Recordo dele entrando cedo na padaria lá de Madureira. Jeito descontraído, fala mansa e sabida, olhar maroto. Dou um doce a quem lhe adivinhar a idade! Bem, há de fato uma áurea a recobrir certos nomes históricos no mundo da música. Principalmente, se um desses personagens se encontra “vivinho da Silva”, como diria o próprio Monarco, esse mestre da música com quem me deparei por acaso.
Pedi licença e me identifiquei como escritor e amante das poesias de que são feitas suas canções. Pronto. Selou-se subitamente a simpatia. Segundo o próprio sambista, por causa do seu pai, ele tornou-se o compositor que é. “Poeta de primeira meu pai era, rimava como ninguém até substantivo com verbo de ligação, aquele velho danado. Papai foi gênio, isso sim”, segredou saudosamente o cantor.
Bem, inegável admitir que o samba tem lá suas majestades, sabemos disso. Normalmente se criam apelidos em reconhecimento do excelente papel que esses artistas exercem no meio cultural. Mas, e quando a própria marca da realeza vem batizar o sambista? Quero dizer, e quando o mestre assume nome artístico para registrar o sangue azul portelense? Sim, verdade, Monarco da Portela é carimbo de amor dedicado à Escola de Samba do coração; escola do menino que se destacou logo cedo no mundo do carnaval.

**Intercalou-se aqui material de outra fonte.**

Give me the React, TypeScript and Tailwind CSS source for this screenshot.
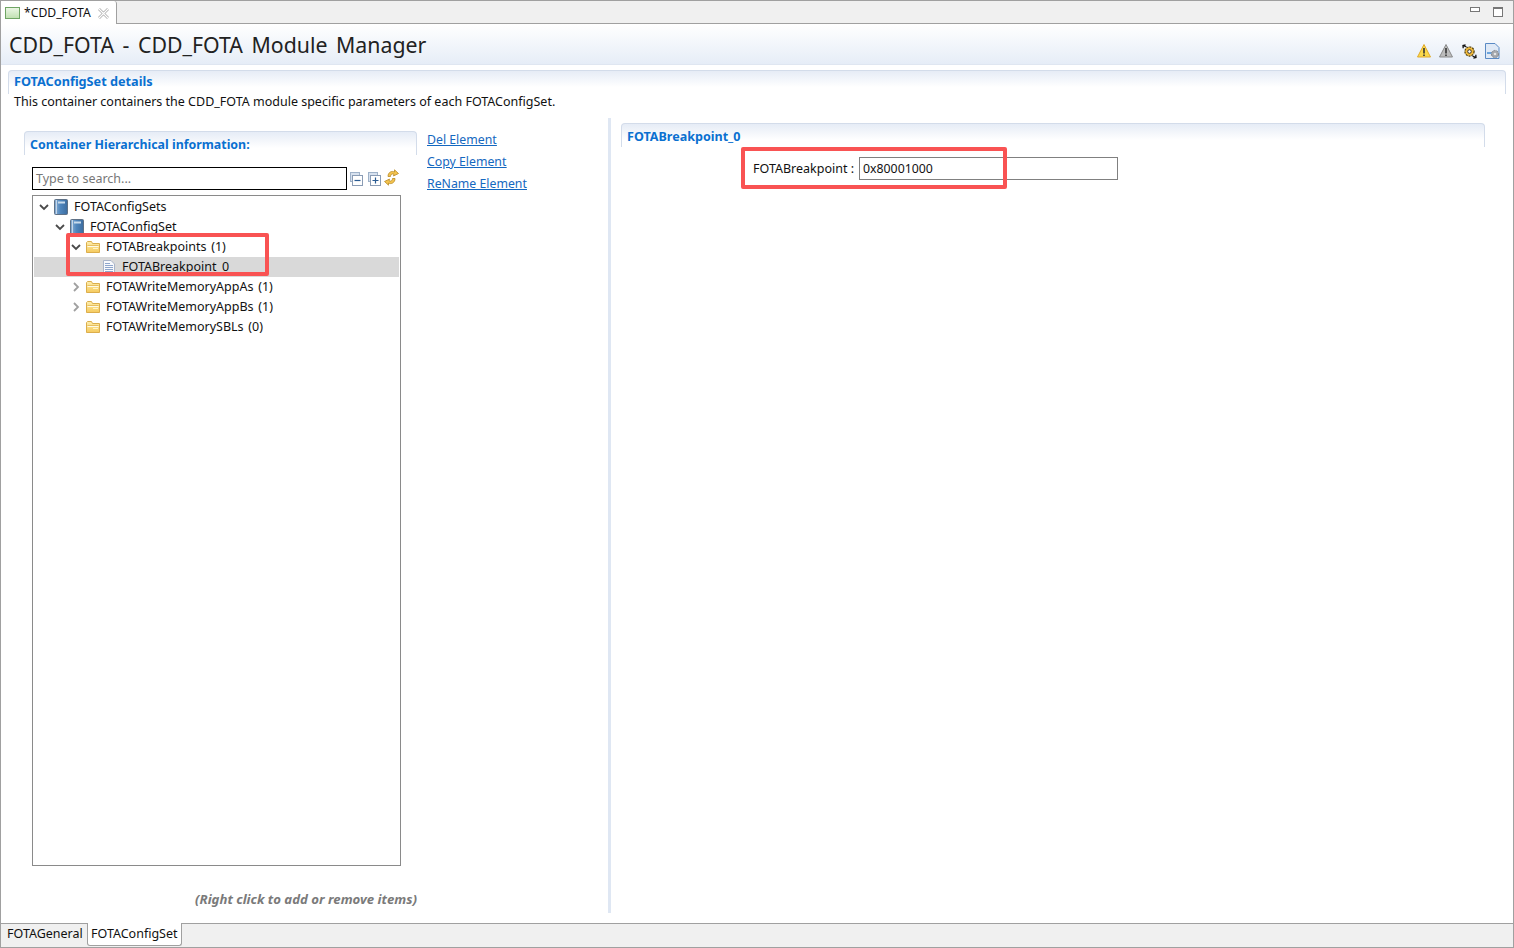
import React from 'react';

const Chevron = ({ open }: { open: boolean }) => (
  <svg width="12" height="12" viewBox="0 0 12 12" className="shrink-0">
    {open ? (
      <path d="M2 4 L6 8 L10 4" fill="none" stroke="#4a4a4a" strokeWidth="1.8" />
    ) : (
      <path d="M4 2 L8 6 L4 10" fill="none" stroke="#a0a0a0" strokeWidth="1.8" />
    )}
  </svg>
);

const BookIcon = () => (
  <svg width="14" height="16" viewBox="0 0 14 16" className="shrink-0">
    <defs>
      <linearGradient id="bookFill" x1="0" y1="0" x2="1" y2="0">
        <stop offset="0" stopColor="#8fb2d6" />
        <stop offset="0.45" stopColor="#4f86bd" />
        <stop offset="1" stopColor="#3c6c9f" />
      </linearGradient>
    </defs>
    <rect x="0.5" y="0.5" width="13" height="15" rx="1" fill="url(#bookFill)" stroke="#5f7186" />
    <path d="M2.5 1 V15" stroke="#c6d7e8" />
    <rect x="4" y="2.5" width="7" height="2" fill="#c9dbec" />
  </svg>
);

const FolderIcon = () => (
  <svg width="14" height="12" viewBox="0 0 14 12" className="shrink-0">
    <defs>
      <linearGradient id="folderFill" x1="0" y1="0" x2="0" y2="1">
        <stop offset="0" stopColor="#fdeeae" />
        <stop offset="1" stopColor="#f5ca5e" />
      </linearGradient>
    </defs>
    <path d="M0.5 1.5 L0.5 11.5 L13.5 11.5 L13.5 2.5 L6.5 2.5 L5.5 0.5 L1.5 0.5 Z" fill="url(#folderFill)" stroke="#dcae4c" />
    <path d="M1.5 4.5 H12.5" stroke="#e6bf62" />
    <path d="M1.5 5.5 H12.5" stroke="#fffbe6" />
    <path d="M7 7.5 H12" stroke="#fff4c8" />
  </svg>
);

const FileIcon = () => (
  <svg width="12" height="14" viewBox="0 0 12 14" className="shrink-0">
    <path d="M0.5 0.5 L8 0.5 L11.5 4 L11.5 13.5 L0.5 13.5 Z" fill="#f8f9fc" stroke="#aab5c9" />
    <path d="M2 3.5 H7 M2 5.5 H10 M2 7.5 H10 M2 9.5 H10 M2 11.5 H10" stroke="#8ea6cc" />
  </svg>
);

const TreeRow = ({
  indent,
  arrow,
  icon,
  label,
  selected,
}: {
  indent: string;
  arrow?: 'open' | 'closed';
  icon: React.ReactNode;
  label: string;
  selected?: boolean;
}) => (
  <div className={`h-5 flex items-center ${indent} ${selected ? 'bg-[#d9d9d9]' : ''}`}>
    <div className="w-4 flex justify-center shrink-0">{arrow && <Chevron open={arrow === 'open'} />}</div>
    <div className="w-4 flex justify-center shrink-0 ml-px">{icon}</div>
    <span className="ml-[5px] whitespace-nowrap text-[#111] [word-spacing:1.5px]">{label}</span>
  </div>
);

const SectionTitle = ({ children, className }: { children: React.ReactNode; className: string }) => (
  <div className={`rounded-t-[4px] border-t border-x border-[#d3dcea] bg-gradient-to-b from-[#e6ecf6] to-white to-70% font-bold text-[#0a70d0] ${className}`}>
    {children}
  </div>
);

const HeaderIcons = () => (
  <div className="flex items-center gap-[8.5px]">
    <svg width="14" height="14" viewBox="0 0 14 14">
      <path d="M7 0.5 L13.5 13 L0.5 13 Z" fill="#fbd94a" stroke="#e0a92a" strokeLinejoin="round" />
      <rect x="6.2" y="4" width="1.6" height="5.5" fill="#333" />
      <rect x="6.2" y="10.5" width="1.6" height="1.5" fill="#333" />
    </svg>
    <svg width="14" height="14" viewBox="0 0 14 14">
      <path d="M7 0.5 L13.5 13 L0.5 13 Z" fill="#bcbcbc" stroke="#8a8a8a" strokeLinejoin="round" />
      <rect x="6.2" y="4" width="1.6" height="5.5" fill="#333" />
      <rect x="6.2" y="10.5" width="1.6" height="1.5" fill="#333" />
    </svg>
    <svg width="15" height="15" viewBox="0 0 15 15">
      <circle cx="7.5" cy="7.5" r="4.6" fill="#f0b93a" stroke="#4d3c0c" strokeWidth="1.2" strokeDasharray="2 1" />
      <circle cx="7.5" cy="7.5" r="1.8" fill="#fff" stroke="#333" />
      <path d="M1 1.5 L4.5 3 M1.2 4.2 L1 1.5 L3.6 0.8" fill="none" stroke="#111" strokeWidth="1.3" />
      <path d="M14 13.5 L10.5 12 M13.8 10.8 L14 13.5 L11.4 14.2" fill="none" stroke="#111" strokeWidth="1.3" />
    </svg>
    <svg width="15" height="16" viewBox="0 0 15 16">
      <path d="M0.5 0.5 L10 0.5 L14 4.5 L14 15.5 L0.5 15.5 Z" fill="#dfe9f6" stroke="#5a8ac4" />
      <rect x="2" y="9" width="5" height="2" fill="#6aa3dc" />
      <circle cx="10" cy="11" r="3.6" fill="#a5a8ad" stroke="#85888d" strokeDasharray="2 1" />
      <circle cx="10" cy="11" r="1.3" fill="#e5e5e5" />
    </svg>
  </div>
);

const ToolButtons = () => (
  <div className="flex items-center gap-[5px] ml-[3px]">
    <svg width="13" height="14" viewBox="0 0 13 14">
      <rect x="0.5" y="0.5" width="9" height="9" fill="#d7e1ee" stroke="#9fb2c9" />
      <rect x="2.5" y="3.5" width="10" height="10" fill="#fff" stroke="#8a9cb5" />
      <path d="M4.5 8.5 H10.5" stroke="#2a5b92" strokeWidth="1.2" />
    </svg>
    <svg width="13" height="14" viewBox="0 0 13 14">
      <rect x="0.5" y="0.5" width="9" height="9" fill="#d7e1ee" stroke="#9fb2c9" />
      <rect x="2.5" y="3.5" width="10" height="10" fill="#fff" stroke="#8a9cb5" />
      <path d="M4.5 8.5 H10.5 M7.5 5.5 V11.5" stroke="#2a5b92" strokeWidth="1.2" />
    </svg>
    <svg width="15" height="17" viewBox="0 0 15 17" className="-ml-[2px] -mt-[2px]">
      <path d="M4 7.5 C4 3 8 1.5 10.5 3 L10.5 0.8 L14.5 4.5 L9.5 7 L10 5.2 C8 4.3 6.5 5.5 6.5 7.5 Z" fill="#f3c34f" stroke="#b98a25" strokeWidth="0.8" />
      <path d="M11 9.5 C11 14 7 15.5 4.5 14 L4.5 16.2 L0.5 12.5 L5.5 10 L5 11.8 C7 12.7 8.5 11.5 8.5 9.5 Z" fill="#f3c34f" stroke="#b98a25" strokeWidth="0.8" />
    </svg>
  </div>
);

const App = () => {
  return (
    <div className="w-[1514px] h-[948px] overflow-hidden bg-white flex flex-col border-x border-b border-[#a0a0a0] text-[12.5px] leading-5 text-[#111] font-['Noto_Sans','DejaVu_Sans',sans-serif]">
      {/* editor tab */}
      <div className="h-6 shrink-0 flex bg-[#f0f0f0] border-t border-b border-[#a0a0a0]">
        <div className="w-[116px] h-[24px] flex items-center bg-white border-r border-[#a0a0a0] rounded-tr-[3px] pl-[4px] text-[12.2px]">
          <svg width="15" height="12" viewBox="0 0 15 12" className="shrink-0">
            <defs>
              <linearGradient id="tabFill" x1="0" y1="0" x2="0" y2="1">
                <stop offset="0" stopColor="#edf7e7" />
                <stop offset="1" stopColor="#bfe0b0" />
              </linearGradient>
            </defs>
            <rect x="0.5" y="0.5" width="14" height="11" fill="url(#tabFill)" stroke="#6fa564" />
          </svg>
          <span className="ml-[4px]">*CDD_FOTA</span>
          <svg width="11" height="11" viewBox="0 0 11 11" className="ml-[7px]">
            <path d="M1 1 L10 10 M10 1 L1 10" stroke="#a8a8a8" strokeWidth="2.6" />
            <path d="M1 1 L10 10 M10 1 L1 10" stroke="#fff" strokeWidth="1.2" />
          </svg>
        </div>
        <div className="flex-1 flex justify-end items-start pt-[6px] pr-[10px] gap-[13px]">
          <div className="w-[10px] h-[5px] border border-[#777] bg-white" />
          <div className="w-[10px] h-[10px] border border-[#777] border-t-2 bg-white" />
        </div>
      </div>

      {/* form header */}
      <div className="h-[41px] shrink-0 flex items-center justify-between pl-2 pr-[13px] bg-gradient-to-b from-white to-[#e6edf7] border-b border-[#dfe6f1]">
        <span className="text-[21.3px] leading-7 text-[#222] [word-spacing:3px] mt-[2px]">CDD_FOTA - CDD_FOTA Module Manager</span>
        <div className="mt-[14px]">
          <HeaderIcons />
        </div>
      </div>

      <div className="flex-1 flex flex-col min-h-0 pl-[7px] pr-[7px] pt-[5px]">
        <SectionTitle className="h-[24px] pl-[5px] leading-[20px] text-[12.7px]">FOTAConfigSet details</SectionTitle>
        <div className="pl-[6px] h-[24px] leading-[16px]">
          This container containers the CDD_FOTA module specific parameters of each FOTAConfigSet.
        </div>

        <div className="flex-1 flex min-h-0 pb-[10px]">
          {/* left column */}
          <div className="w-[600px] shrink-0 flex flex-col pl-[16px] pt-[13px] relative">
            <div className="flex">
              <div className="w-[393px] shrink-0">
                <SectionTitle className="h-[24px] pl-[5px] pt-[3px] text-[12.4px]">Container Hierarchical information:</SectionTitle>
                <div className="flex items-center pl-[8px] mt-[12px] mb-[5px]">
                  <div className="w-[315px] h-[23px] border border-black px-[3px] text-[#777] leading-[21px]">Type to search...</div>
                  <ToolButtons />
                </div>
              </div>
              <div className="flex flex-col pl-[10px] -mt-px gap-[2px] text-[12.3px] text-[#1468c0] underline">
                <a>Del Element</a>
                <a>Copy Element</a>
                <a>ReName Element</a>
              </div>
            </div>
            <div className="ml-[8px] w-[369px] h-[671px] border border-[#8a8a8a] pt-[1px] relative">
              <div className="pl-[1px] pr-[1px]">
                <TreeRow indent="pl-[2px]" arrow="open" icon={<BookIcon />} label="FOTAConfigSets" />
                <TreeRow indent="pl-[18px]" arrow="open" icon={<BookIcon />} label="FOTAConfigSet" />
                <TreeRow indent="pl-[34px]" arrow="open" icon={<FolderIcon />} label="FOTABreakpoints (1)" />
                <TreeRow indent="pl-[50px]" icon={<FileIcon />} label="FOTABreakpoint_0" selected />
                <TreeRow indent="pl-[34px]" arrow="closed" icon={<FolderIcon />} label="FOTAWriteMemoryAppAs (1)" />
                <TreeRow indent="pl-[34px]" arrow="closed" icon={<FolderIcon />} label="FOTAWriteMemoryAppBs (1)" />
                <TreeRow indent="pl-[34px]" icon={<FolderIcon />} label="FOTAWriteMemorySBLs (0)" />
              </div>
              <div className="absolute left-[33px] top-[37px] w-[203px] h-[43px] border-[4px] border-[#f95353] rounded-[2px]" />
            </div>
            <div className="ml-[171px] mt-[23px] text-[13.2px] font-bold italic text-[#7a7a7a]">(Right click to add or remove items)</div>
          </div>

          {/* sash */}
          <div className="w-[3px] shrink-0 bg-[#dfe7f3]" />

          {/* right column */}
          <div className="flex-1 pl-[10px] pr-[21px] pt-[5px]">
            <SectionTitle className="h-[24px] pl-[5px] pt-[3px] text-[12.55px]">FOTABreakpoint_0</SectionTitle>
            <div className="relative pl-[132px] pt-[10px] flex items-start">
              <span className="h-[23px] leading-[23px] w-[106px] whitespace-nowrap">FOTABreakpoint :</span>
              <div className="w-[259px] h-[23px] border border-[#808080] px-[3px] leading-[21px] text-[12.3px]">0x80001000</div>
              <div className="absolute left-[120px] top-0 w-[266px] h-[42px] border-[4px] border-[#f95353] rounded-[2px]" />
            </div>
          </div>
        </div>
      </div>

      {/* page tabs */}
      <div className="h-6 shrink-0 flex bg-[#f0f0f0] border-t border-[#a0a0a0] pl-[2px]">
        <div className="w-[84px] h-[23px] px-[4px] leading-[20px]">FOTAGeneral</div>
        <div className="w-[95px] h-[23px] -mt-[1px] px-[3px] leading-[21px] bg-white border-x border-b border-[#a0a0a0] rounded-b-[3px]">FOTAConfigSet</div>
      </div>
    </div>
  );
};

export default App;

Monarco nasceu em Cavalcante, subúrbio do Rio de Janeiro, em 17 de janeiro de 1933. Filho de mineiros, seu nome de batismo, Hildemar Diniz, é de fato pouquíssimo conhecido pelos cariocas e fluminenses em geral. Morou em Nova Iguaçu e vendeu peixe e até utensílios de limpeza na feira livre de domingo. Quando criança, entre uma martelada e outra, na modesta marcenaria da família, ouvia seu pai elogiar Luis Carlos Prestes, e recitar os poemas que compunha para o Jornal das Moças. Aos seis anos de idade, mudou-se com os pais para Oswaldo Cruz, e desde então demonstrou intimidade com o carnaval junto à escola de coração. Jurou ter bebido das fontes dos antigos compositores portelenses como: Antônio Escurinho, Alcides e Juca Redondo. Contudo, elogiou muito mais seus parceiros de composição Paulo da Portela e Alcino (vulgo Ratinho), contou “causos” engraçados sobre Zeca Pagodinho e Beth Carvalho. Ao falar-me da sua juventude, a voz mansa sobressaía; coisa de arrepiar. Impossível não perceber a emoção subir-lhe a garganta. Olhos marejantes, respiração profunda, e eis que dois versos lhe surgem do nada: “No rigor da minha mocidade/ Eu pensava que o mundo era só meu...”. Que coisa linda! Narrou cantando as peripécias juvenis, amores roubados e tudo mais. Difícil não se emocionar. Olhei ao redor. Surpresa: havia uma pequena plateia ali parada. Palmas, muitas palmas, aplausos aos montes para o cantor. Sorriso discreto e o aceno lançado de repente. Ainda na padaria, em tom de aconselhamento, risonho e satisfeito, pagou a broa ainda quente e mais duzentos gramas de mortadela fatiada. Comentei brincando se havia alguma informação que eu não devia revelar aos leitores do jornal, e o mestre entoou novamente: “Pelas ruas ao me ver passar/ Ponha nosso caso no esquecimento”, e finalizou brincando:
_ Tou zoando, sangue bom. Só tenho orgulho das coisas que fiz na vida. Meu legado está aí pra todo mundo ver e ouvir. Meus discos gravados, o amor da minha mulher, meus irmãos de fé de Madureira e meus filhos encaminhados nesse mundão de Cristo.
E lá se foi o ícone do samba, com a áurea majestosa abraçando a simplicidade — e nem lembrou do Prêmio da Música Popular Brasileira que recebeu em 2015, um dos mais importantes da carreira. Isso sim é humildade. E foi, não sem antes cheirar o pacote de mortadela e lançar um aceno de mão exibindo a ginga característica de quem leva a vida leve que Deus lhe deu. Daí cantei, brincando: “vai vadiar, vai vadiar, vai vadiar”, e o tom de gozação agradou aos fregueses e também ao próprio velho de guerra. Gargalhamos.